A model wears a hat during a presentation of creations for Giorgio Armani Privé during the Women's Haute-Couture Fall/Winter 2025-26 collection show at Palazzo Armani in Paris, on July 8, 2025. (AFP)
A model wears a hat during a presentation of creations for Giorgio Armani Privé during the Women's Haute-Couture Fall/Winter 2025-26 collection show at Palazzo Armani in Paris, on July 8, 2025. (AFP)

Armani Privé opened Tuesday under an unmistakable shadow. For the first time in the 20-year history of his couture house, Giorgio Armani was not present in Paris to take his bow.

Days from his 91st birthday and following doctors’ advice after a recent hospital stay, Armani reportedly oversaw the Paris couture week show remotely from home, a moment of absence that lands heavily for a designer who has shaped every one of his brand’s collections since its founding.

The show’s theme, “Seductive Black,” played out with literal and symbolic force on the runway: black in myriad forms, from liquid velvet and lacquered silk to pavé crystals and flashes of gold. Even the models’ makeup followed suit, rendered in shades of gray.

For some in the front row, the relentless palette felt pointed. Guests quietly wondered if the choice of black was a coded message from the maestro himself.

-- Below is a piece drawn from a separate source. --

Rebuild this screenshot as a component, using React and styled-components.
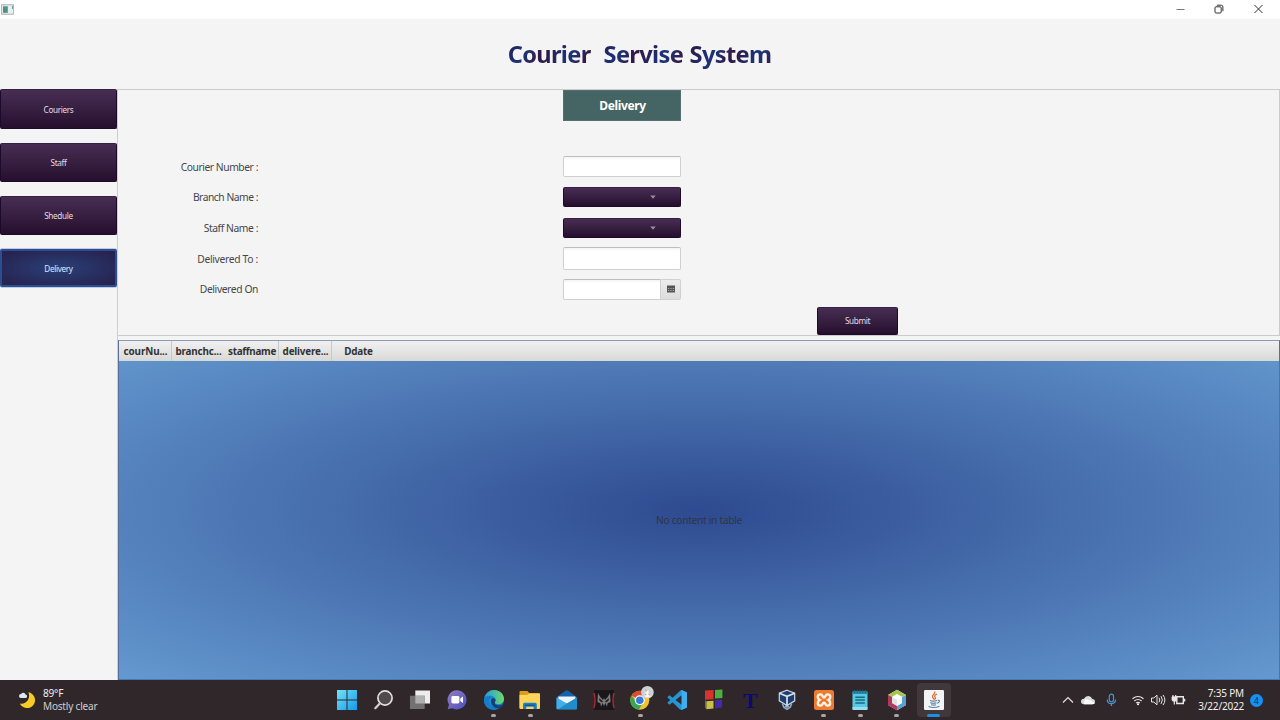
import React from "react";
import styled, { createGlobalStyle, css } from "styled-components";

const Global = createGlobalStyle`
  * { box-sizing: border-box; }
  body { margin: 0; overflow: hidden; background: #f4f4f4; font-family: "Noto Sans", "Open Sans", sans-serif; }
`;

const Window = styled.div`
  width: 1280px;
  height: 720px;
  display: flex;
  flex-direction: column;
  overflow: hidden;
`;

const TitleBar = styled.div`
  height: 19px;
  flex: none;
  display: flex;
  align-items: center;
  justify-content: space-between;
  padding: 0 16px 1px 1px;
  background: #fff;
`;

const WindowControls = styled.div`
  display: flex;
  align-items: center;
  gap: 28px;
  svg { display: block; }
`;

const Header = styled.header`
  height: 70px;
  flex: none;
  display: flex;
  justify-content: center;
  align-items: center;
  padding-right: 1px;
  background: #f4f4f4;
`;

const Title = styled.h1`
  margin: 0;
  font-size: 23.6px;
  line-height: 34px;
  letter-spacing: -0.65px;
  word-spacing: 1px;
  white-space: pre;
  color: transparent;
  background: repeating-linear-gradient(118deg, #2b1d4a 0 3px, #1c3079 17px, #20306f 25px, #351743 38px, #2b1d4a 42px);
  background-clip: text;
  -webkit-background-clip: text;
`;

const Body = styled.div`
  height: 591px;
  flex: none;
  display: flex;
`;

const Sidebar = styled.nav`
  width: 117px;
  flex: none;
  display: flex;
  flex-direction: column;
  gap: 14px;
`;

const purple = css`
  background: linear-gradient(#472d53, #361f40 50%, #260f2d);
  border: 1px solid #1d0929;
  border-top-color: #362145;
  border-radius: 2px;
  color: #e4dce8;
`;

const blue = css`
  background: radial-gradient(ellipse at center, #294079, #272451 85%, #292249);
  border: 2px solid #2b4d91;
  border-radius: 2px;
  box-shadow: 0 0 0 0.5px #8ca4d0;
  color: #e0e6f4;
`;

const Button = styled.button`
  ${(p) => (p.$active ? blue : purple)}
  width: ${(p) => p.$w}px;
  height: ${(p) => p.$h}px;
  flex: none;
  padding: 0;
  display: flex;
  align-items: center;
  justify-content: center;
  font: 8.2px "Noto Sans", sans-serif;
  letter-spacing: -0.35px;
`;

const Main = styled.main`
  flex: 1;
  display: flex;
  flex-direction: column;
  gap: 4px;
  border-left: 1px solid #cdcdd2;
`;

const FormPanel = styled.form`
  height: 247px;
  flex: none;
  border: 1px solid #cbcbce;
  border-left: 0;
`;

const Tag = styled.div`
  width: 118px;
  height: 31px;
  margin: 0 0 30.4px 445px;
  padding-left: 1px;
  display: flex;
  align-items: center;
  justify-content: center;
  background: #456564;
  border: 1px solid #547170;
  color: #fff;
  font-size: 12px;
  font-weight: 700;
  letter-spacing: -0.35px;
`;

const Row = styled.div`
  height: 30.7px;
  display: grid;
  grid-template-columns: 140px 118px;
  column-gap: 305px;
  align-items: center;
`;

const Label = styled.label`
  text-align: right;
  font-size: 10.3px;
  letter-spacing: ${(p) => p.$ls ?? -0.4}px;
  color: #46464a;
  white-space: nowrap;
`;

const Input = styled.input`
  width: ${(p) => p.$w || 118}px;
  height: ${(p) => p.$h || 21}px;
  padding: 0 6px;
  border: 1px solid #cfcfd1;
  border-top-color: #bebec2;
  border-radius: ${(p) => (p.$w ? "2px 0 0 2px" : "2px")};
  background: linear-gradient(#f3f3f3, #fff 3px);
  outline: 0;
`;

const Combo = styled.div`
  ${purple}
  height: 20px;
  display: flex;
  align-items: center;
  justify-content: flex-end;
  padding-right: 24px;
  svg { display: block; }
`;

const DateField = styled.div`
  display: flex;
`;

const DateButton = styled.div`
  width: 20px;
  height: 21px;
  display: flex;
  align-items: center;
  justify-content: center;
  border: 1px solid #d0d0d0;
  border-left: 0;
  border-radius: 0 2px 2px 0;
  background: linear-gradient(#ececec, #dcdcdc);
`;

const SubmitRow = styled.div`
  display: flex;
  padding: 2px 0 0 699px;
`;

const Table = styled.section`
  height: 340px;
  flex: none;
  display: flex;
  flex-direction: column;
  border: 1px solid #5b7099;
  border-top-color: #8f9bb0;
  border-bottom-color: #4c78b2;
  background: radial-gradient(ellipse farthest-corner at center, #2e4a90, #6499cf);
`;

const TableHead = styled.div`
  height: 20px;
  flex: none;
  display: flex;
  background: linear-gradient(#f0f0f0, #e6e6e6 45%, #d8d8d6);
`;

const Column = styled.div`
  width: ${(p) => p.$w}px;
  padding-left: 1px;
  border-right: 1px solid ${(p) => (p.$line ? "#c8c8c9" : "transparent")};
  display: flex;
  align-items: center;
  justify-content: center;
  font-size: 9.9px;
  font-weight: 700;
  letter-spacing: ${(p) => p.$ls}px;
  color: #333;
  white-space: nowrap;
`;

const Empty = styled.div`
  flex: 1;
  display: flex;
  align-items: center;
  justify-content: center;
  font-size: 10.2px;
  letter-spacing: -0.3px;
  color: #2e3542;
`;

const Taskbar = styled.footer`
  height: 40px;
  flex: none;
  display: flex;
  background: #30272a;
  border-top: 1px solid #2a2730;
  color: #f2f0f1;
`;

const Weather = styled.div`
  width: 328.5px;
  display: flex;
  align-items: center;
  gap: 7px;
  padding: 0 0 1px 18px;
  font-size: 10px;
  line-height: 13px;
  letter-spacing: -0.18px;
`;

const Muted = styled.div`
  color: #d2cdcf;
`;

const Apps = styled.div`
  width: 623.5px;
  display: grid;
  grid-template-columns: repeat(17, 1fr);
`;

const AppCell = styled.div`
  height: 38px;
  display: flex;
  flex-direction: column;
  align-items: center;
  justify-content: flex-end;
  svg { display: block; overflow: visible; }
`;

const AppTile = styled.div`
  width: 34px;
  height: 34px;
  margin-bottom: -29px;
  border-radius: 4px;
  background: ${(p) => (p.$active ? "#40383b" : "transparent")};
`;

const AppIcon = styled.div`
  width: 24px;
  height: 24px;
  z-index: 1;
`;

const Indicator = styled.div`
  width: ${(p) => (p.$active ? 13 : 5)}px;
  height: 2.5px;
  margin: 2px 0 2.5px;
  border-radius: 2px;
  background: ${(p) => (p.$active ? "#1c8fe6" : p.$running ? "#aaa4a7" : "transparent")};
`;

const Tray = styled.div`
  width: 328px;
  display: flex;
  align-items: center;
  justify-content: flex-end;
  padding: 0 17px 1px 0;
  svg { display: block; }
`;

const Clock = styled.div`
  width: 55px;
  margin: 0 6px 0 3px;
  text-align: right;
  font-size: 10px;
  line-height: 13px;
  letter-spacing: -0.2px;
  white-space: nowrap;
`;

const Badge = styled.div`
  width: 13px;
  height: 13px;
  border-radius: 50%;
  display: flex;
  align-items: center;
  justify-content: center;
  background: #1590f5;
  color: #122b45;
  font-size: 8.5px;
`;

const icons = {
  windows: (
    <>
      <defs>
        <linearGradient id="win" x2="1" y2="1"><stop stopColor="#72e2fb" /><stop offset="1" stopColor="#1598ea" /></linearGradient>
      </defs>
      <path d="M2 2h9.5v9.5H2zM12.5 2H22v9.5h-9.5zM2 12.5h9.5V22H2zM12.5 12.5H22V22h-9.5z" fill="url(#win)" />
    </>
  ),
  search: (
    <>
      <circle cx="13" cy="10" r="7.1" fill="#514a4d" stroke="#e2dfe0" strokeWidth="1.7" />
      <path d="m8 15.2-4.7 5" stroke="#d4d0d2" strokeWidth="2.2" strokeLinecap="round" />
    </>
  ),
  taskview: (
    <>
      <path d="M7.3 2.5H22v13H7.3z" fill="#eeedee" />
      <path d="M2 7.7h14.7V21H2z" fill="#727071" />
      <path d="M7.3 7.7h9.4v7.8H7.3z" fill="#b1afb0" />
    </>
  ),
  chat: (
    <>
      <defs><linearGradient id="chat" x2="1" y2="1"><stop stopColor="#947fc0" /><stop offset="1" stopColor="#4b4fc1" /></linearGradient></defs>
      <path d="M12 2.2a9.6 9.6 0 1 1-4.7 18L2.7 21.2 4 16.8A9.6 9.6 0 0 1 12 2.2Z" fill="url(#chat)" />
      <rect x="6.4" y="8" width="8" height="7.5" rx="1.4" fill="#fff" />
      <path d="m15.3 10.6 2.7-2v6.5l-2.7-2Z" fill="#fff" />
    </>
  ),
  edge: (
    <>
      <defs>
        <linearGradient id="edgeA" y2="1"><stop stopColor="#2aafe4" /><stop offset="1" stopColor="#0e61b8" /></linearGradient>
        <linearGradient id="edgeB" x2="1"><stop stopColor="#2499de" /><stop offset="1" stopColor="#6bdb6a" /></linearGradient>
      </defs>
      <circle cx="12" cy="12" r="10" fill="url(#edgeA)" />
      <path d="M2.3 10C4 4.8 7.8 2 12 2c5.4 0 10 3.8 10 9 0 3.1-2.5 5.3-5.8 5.3-2.5 0-3.6-1-3.2-2 .8-1.6.8-2.3.5-3.3C12.1 6.6 5.8 6 2.3 10Z" fill="url(#edgeB)" />
      <path d="M9.3 11c-1.2 4.7 1.8 9.2 7.4 9.3 2.1-.8 3.6-2.2 4.4-3.9-3.5 2-8.2 1.2-8.4-1.6 0-1.1 1-1.6.7-3.2-.4-1.6-3.3-2-4.1-.6Z" fill="#173f71" />
      <path d="M3 9.3c2.7-2.2 6.9-1.7 8.2.5-3.3-.6-5.3 3.1-3.2 6.6 1.3 2.4 4 4.3 7 4.8-5.5 2.2-12.3-1.4-12.9-8.1Z" fill="#147dcc" />
    </>
  ),
  folder: (
    <>
      <path d="M1.5 4q0-1 1-1h7l2 2.5H21q1 0 1 1V20H1.5Z" fill="#dc9d18" />
      <path d="M1.5 7h7.8L11.2 5.2H21q1 0 1 1V20q0 1-1 1H2.5q-1 0-1-1Z" fill="#ffd45a" />
      <path d="M5 21v-4.5q0-1.7 1.5-1.7h10.8q1.5 0 1.5 1.7V21h-3.2v-2.3H8.2V21Z" fill="#1780ca" />
      <path d="M7 16.5h9.8V18H7Z" fill="#125b99" />
    </>
  ),
  mail: (
    <>
      <path d="m1.5 9.2 9.4-6.7q1-.6 2 0L22 9.2v11q0 1-1 1H2.5q-1 0-1-1Z" fill="#1263ad" />
      <path d="M3.3 8.5H20.4v7H3.3Z" fill="#edf4f7" />
      <path d="M1.5 9.5 12 15.6 22 9.5v10.8q0 .9-.9.9H2.4q-.9 0-.9-.9Z" fill="#42afe8" />
      <path d="m12 15.6 10-6.1v11q-.2.7-.9.7H3Z" fill="#218ccc" />
    </>
  ),
  game: (
    <>
      <path d="M2 2h20v20H2Z" fill="#191719" />
      <path d="M2 5q2 7 0 15M22 5q-2 7 0 15" stroke="#b12831" strokeWidth="1.4" fill="none" />
      <path d="m6 5 2.2 4 2.8 3 1-2 1 2 2.8-3L18 5l.6 9-3 1.3-.6 3.4L13.4 15 12 18l-1.4-3L9 18.7l-.6-3.4-3-1.3Z" fill="#7d7c7d" />
      <path d="m7 10 4 3.5-1 1-2.5-1.7Zm10 0-4 3.5 1 1 2.5-1.7Z" fill="#1e1c20" />
    </>
  ),
  chrome: (
    <>
      <circle cx="11.8" cy="12.2" r="9.5" fill="#f2c231" />
      <path d="M11.8 12.2 3.6 7.4a9.5 9.5 0 0 1 16.4 0Z" fill="#df4938" />
      <path d="M3.6 7.4a9.5 9.5 0 0 0 7.2 14.3l4.4-7.4-6.9-.2Z" fill="#37a753" />
      <circle cx="11.8" cy="12.2" r="5" fill="#fff" /><circle cx="11.8" cy="12.2" r="3.8" fill="#3979d8" />
      <circle cx="19.4" cy="4.2" r="6.3" fill="#cbd1d5" />
      <path d="m16.3 8.5 1.2-4.2 1-2.8 2 .8.2 2.2 1.9 4-3.2 1Z" fill="#f9f7ee" />
      <path d="m17.8 1.4 1 1.2-.5.8M20.4 6l1.6 1.2M17 7l1.4-.8" stroke="#7a7770" strokeWidth=".8" fill="none" />
    </>
  ),
  code: (
    <>
      <path d="m16.5 2 5.5 2.5v15L16.5 22l-1.8-.8L2.3 9.2l2.1-2L17 17V6.9L4.4 16.8l-2.1-2L15.2 2.7Z" fill="#2596d5" />
      <path d="m16.5 2 5.5 2.5v15L16.5 22Z" fill="#40adee" />
    </>
  ),
  blocks: (
    <>
      <path d="m3 2.5 8.5-.6v9.3l-8.5.5Z" fill="#d8332d" /><path d="m13 2 7.4-.4v8.4l-7.4.5Z" fill="#4daf3c" />
      <path d="m4.3 13.2 7.2-.5V20.5l-7.2.8Z" fill="#c9c047" /><path d="m13 12.3 7-.7v8l-7 .9Z" fill="#432ba8" />
      <path d="m3 12 1.3 1.4v7.9L3 19.6Z" fill="#77752e" />
    </>
  ),
  vbox: (
    <>
      <path d="m12 2.2 7.7 3v7.6L12 17.6l-7.7-4.8V5.2Z" fill="#1f3e70" stroke="#cad8e6" strokeWidth="1.2" />
      <path d="m4.3 5.2 7.7 3.2 7.7-3.2M12 8.4v9" stroke="#d9e3ec" strokeWidth="1.7" fill="none" />
      <path d="m7.3 15.4 1.5 3.8 3.2 2.2 3.2-2.2 1.5-3.8M10 17.8l2 1.3 2-1.3" fill="none" stroke="#8babc9" strokeWidth="1.6" />
    </>
  ),
  xampp: (
    <>
      <rect x="2" y="2" width="20" height="20" rx="2.5" fill="#ee7b31" />
      <path d="M8 6.4c3-.5 2 3.1 4 3.1s1-3.6 4-3.1c3.4.7 2.5 4.4.5 5.5 2.2 1.4 2.4 5.3-.6 5.7-2.9.4-2-2.9-3.9-2.9s-1 3.3-3.9 2.9c-3-.4-2.8-4.3-.6-5.7-2-1.1-2.9-4.8.5-5.5Z" fill="none" stroke="#fff3e7" strokeWidth="2.4" />
    </>
  ),
  notepad: (
    <>
      <rect x="4.5" y="3.5" width="15" height="18.5" rx="1.3" fill="#57c9e4" /><path d="M4.5 19h15v2q0 1-1 1h-13q-1 0-1-1Z" fill="#9cdded" />
      <path d="M4.5 3.5h15V6h-15Z" fill="#258aaa" /><path d="M6.5 1.8v3M9.2 1.8v3M12 1.8v3M14.8 1.8v3M17.5 1.8v3" stroke="#1b6784" />
      <path d="M7.3 9.2h9.5M7.3 12.1h9.5M7.3 15h9.5" stroke="#176982" strokeWidth="1.5" />
    </>
  ),
  netbeans: (
    <>
      <path d="M12 1.7 21 7v10l-9 5.3L3 17V7Z" fill="#e8edf0" />
      <path d="M12 1.7 3 7v4l4.5-2.2L12 6l4.5 2.8L21 7Z" fill="#a4c84c" />
      <path d="M3 7v10l9 5.3v-4.5L7 15V9Z" fill="#b6355f" /><path d="m12 22.3 9-5.3V7l-4 2v6l-5 2.8Z" fill="#57a2cf" />
      <path d="m12 6.3 5 2.8-5 3-5-3Z" fill="#fff" /><path d="m7 9 5 3v6l-5-3Z" fill="#dde2df" /><path d="m12 12 5-3v6l-5 3Z" fill="#f5f8f8" />
    </>
  ),
  java: (
    <>
      <rect x="2" y="2" width="20" height="20" rx="1.2" fill="#f2f4f6" />
      <path d="M12.8 3.5c1.2 2.4-3.5 3.6-2.2 5.6.4.8 1.2 1.3 1.1 2.4M15 6c-2.8 1.4-2.7 2.5-1.8 3.4.8 1-.1 1.7-.9 2.2" fill="none" stroke="#dd733b" strokeWidth="1.3" />
      <path d="M8 12.5q3.5 1.3 7 0M8.3 14.7q3.3 1 6.2 0M9 16.7q2.8.8 5 0M15.6 12.2c3-.3 2 2.7-.5 3M6.5 18.5q5.5 2 11-.3" fill="none" stroke="#5c80a0" strokeWidth="1.1" />
    </>
  ),
};

const LetterIcon = styled.div`
  width: 24px;
  height: 24px;
  text-align: center;
  font: 700 22px/25px "Liberation Serif", serif;
  color: #0d0b6c;
`;

const apps = [
  ["windows"], ["search"], ["taskview"], ["chat"], ["edge", 1], ["folder", 1], ["mail"], ["game"], ["chrome", 1],
  ["code"], ["blocks"], ["letter"], ["vbox"], ["xampp", 1], ["notepad", 1], ["netbeans", 1], ["java", 1, 1],
];

const Arrow = () => (
  <svg width="6" height="4" viewBox="0 0 6 4"><path d="M.3.4h5.4L3 3.7Z" fill="#9b8ea3" /></svg>
);

const CalendarIcon = () => (
  <svg width="8" height="8" viewBox="0 0 8 8">
    <path d="M0 .5h8v7H0Z" fill="#555" />
    <path d="M1 3.5h6M1 5.5h6" stroke="#aaa" strokeDasharray="1.2 1.2" />
  </svg>
);

export default function App() {
  return (
    <Window>
      <Global />
      <TitleBar>
        <svg width="13" height="11" viewBox="0 0 13 11">
          <rect x=".6" y=".8" width="12" height="9.4" fill="#e9f0ee" stroke="#a5b2b4" />
          <path d="M2 2.3h4.8v6.5H2Z" fill="#4d918a" /><path d="M11.5 2v3" stroke="#72a095" />
        </svg>
        <WindowControls>
          <svg width="12" height="10" viewBox="0 0 12 10"><path d="M2.5 5.5h8" stroke="#777" /></svg>
          <svg width="10" height="10" viewBox="0 0 10 10" fill="none" stroke="#333">
            <rect x="1" y="2.8" width="6.2" height="6.2" rx="1" /><path d="M2.8 1.2h4.4q1.7 0 1.7 1.7v4.3" />
          </svg>
          <svg width="12" height="10" viewBox="0 0 12 10"><path d="m2.5 1 8 8M10.5 1l-8 8" stroke="#333" /></svg>
        </WindowControls>
      </TitleBar>
      <Header><Title>{"Courier  Servise System"}</Title></Header>
      <Body>
        <Sidebar>
          <Button $w={117} $h={40}>Couriers</Button>
          <Button $w={117} $h={39}>Staff</Button>
          <Button $w={117} $h={39}>Shedule</Button>
          <Button $w={117} $h={38} $active>Delivery</Button>
        </Sidebar>
        <Main>
          <FormPanel>
            <Tag>Delivery</Tag>
            <Row><Label $ls={-0.44}>Courier Number :</Label><Input /></Row>
            <Row><Label $ls={-0.48}>Branch Name :</Label><Combo><Arrow /></Combo></Row>
            <Row><Label $ls={-0.42}>Staff Name :</Label><Combo><Arrow /></Combo></Row>
            <Row><Label $ls={-0.32}>Delivered To :</Label><Input $h={23} /></Row>
            <Row>
              <Label $ls={-0.4}>Delivered On</Label>
              <DateField><Input $w={98} /><DateButton><CalendarIcon /></DateButton></DateField>
            </Row>
            <SubmitRow><Button type="button" $w={81} $h={28}>Submit</Button></SubmitRow>
          </FormPanel>
          <Table>
            <TableHead>
              <Column $w={53} $line $ls={-0.1}>courNu...</Column>
              <Column $w={53} $ls={-0.15}>branchc...</Column>
              <Column $w={54} $line $ls={-0.3}>staffname</Column>
              <Column $w={53} $line $ls={-0.2}>delivere...</Column>
              <Column $w={53} $ls={-0.2}>Ddate</Column>
            </TableHead>
            <Empty>No content in table</Empty>
          </Table>
        </Main>
      </Body>
      <Taskbar>
        <Weather>
          <svg width="18" height="18" viewBox="0 0 18 18">
            <path d="M10.4 1.2A8 8 0 1 1 1.8 12.5C8 14 13 8 10.4 1.2Z" fill="#f9cc25" />
            <path d="M2.9 7a2 2 0 0 1 .2-4 2.5 2.5 0 0 1 4.5.4A1.8 1.8 0 0 1 7 7Z" fill="#d9e9f3" />
          </svg>
          <div>89°F<Muted>Mostly clear</Muted></div>
        </Weather>
        <Apps>
          {apps.map(([name, running, active]) => (
            <AppCell key={name}>
              <AppTile $active={active} />
              <AppIcon>
                {name === "letter" ? <LetterIcon>T</LetterIcon> : <svg width="24" height="24" viewBox="0 0 24 24" fill="none">{icons[name]}</svg>}
              </AppIcon>
              <Indicator $running={running} $active={active} />
            </AppCell>
          ))}
        </Apps>
        <Tray>
          <svg width="134" height="20" viewBox="0 0 134 20" fill="none" stroke="#e9e6e7">
            <path d="m11 12.5 5-5 5 5" strokeWidth="1.1" />
            <path d="M32 14.2q-3-.3-3-2.8t3-2.7q1.5-3 4.5-2.8 3 .3 3.8 3.2 2.7.2 2.7 2.7 0 2.2-2.6 2.4Z" fill="#ddd" stroke="none" />
            <path d="M33 9q6 1 10 4-1 1.2-2.6 1.2H32Z" fill="#fff" stroke="none" />
            <g stroke="#4295d3" strokeWidth="1.2"><rect x="57.3" y="4.2" width="4.2" height="7.6" rx="2.1" /><path d="M55.3 9.5q0 4.2 4.1 4.2t4.1-4.2M59.4 13.7V16" /></g>
            <path d="M80.5 8.8q5.5-4.6 11 0M82.3 11q3.7-3 7.4 0M84.2 13q1.8-1.4 3.6 0" strokeWidth="1.2" /><circle cx="86" cy="14.2" r="1" fill="#fff" stroke="none" />
            <path d="M99.5 8h2.3l3.2-2.8v9.6l-3.2-2.8h-2.3ZM107 7.7q1.6 2.3 0 4.6M109 6.1q2.8 3.9 0 7.8M111 4.9q3.8 5.1 0 10.2" />
            <path d="M124.8 6.8h6.5v6.7h-6.5ZM132.6 8.8v2.6" strokeWidth="1.4" /><path d="M120 6.8h4.6v3q0 1.5-2.3 1.5T120 9.8Z" fill="#e9e6e7" strokeWidth=".8" /><path d="M122.3 11v3.5M121 5v2M123.7 5v2" strokeWidth="1.2" />
          </svg>
          <Clock>7:35 PM<br />3/22/2022</Clock>
          <Badge>4</Badge>
        </Tray>
      </Taskbar>
    </Window>
  );
}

This is not the first major show Armani has missed this season. Just weeks ago, he was forced to sit out Milan Fashion Week for the first time in the label’s history, following a brief hospitalization.

According to the brand, the absence was a precaution to save energy for his Paris couture appearance.

For decades, Armani — often referred to as “Re Giorgio,” or King George, in Italy — has been both the creative and business force behind one of fashion’s last great independent empires.

The Tuesday collection balanced tension and control. After an uncertain start, including velvet jodhpurs and stark crystalline seams, Armani’s familiar codes quickly emerged: tuxedo jackets transformed into evening gowns with plunging lapels and floating bow ties, tailored blazers worn on bare skin and military-inspired equestrian jackets paired with slim velvet pants.

Bursts of embroidery and colored feathers provided a balance from the monochrome.

Armani’s recent absences have sent ripples through the industry. In a landscape dominated by conglomerates like LVMH and Kering, Armani remains the sole shareholder of his company, personally overseeing every collection for nearly 50 years. In 2024, Armani Group reported revenues of $2.5 billion, while Giorgio Armani’s personal fortune is estimated at $11–13 billion — even as the global luxury market faces headwinds.

Armani is widely credited with redefining men’s and women’s tailoring, pioneering gender-fluidity in fashion, and inventing celebrity red-carpet dressing, from Julia Roberts to Cate Blanchett. Yet the designer himself has acknowledged that age is now a reality to deal with and that pulling back could be a necessity.

Whether the monochrome collection was a deliberate metaphor or simply a showcase of discipline, “Seductive Black” felt personal — both a mood and a message, perhaps an understated nod to a master whose presence, even in absence, remains absolute.

As the show closed, the final bow belonged to the models alone. But Armani’s vision — uncompromising and unmistakably his — filled the room.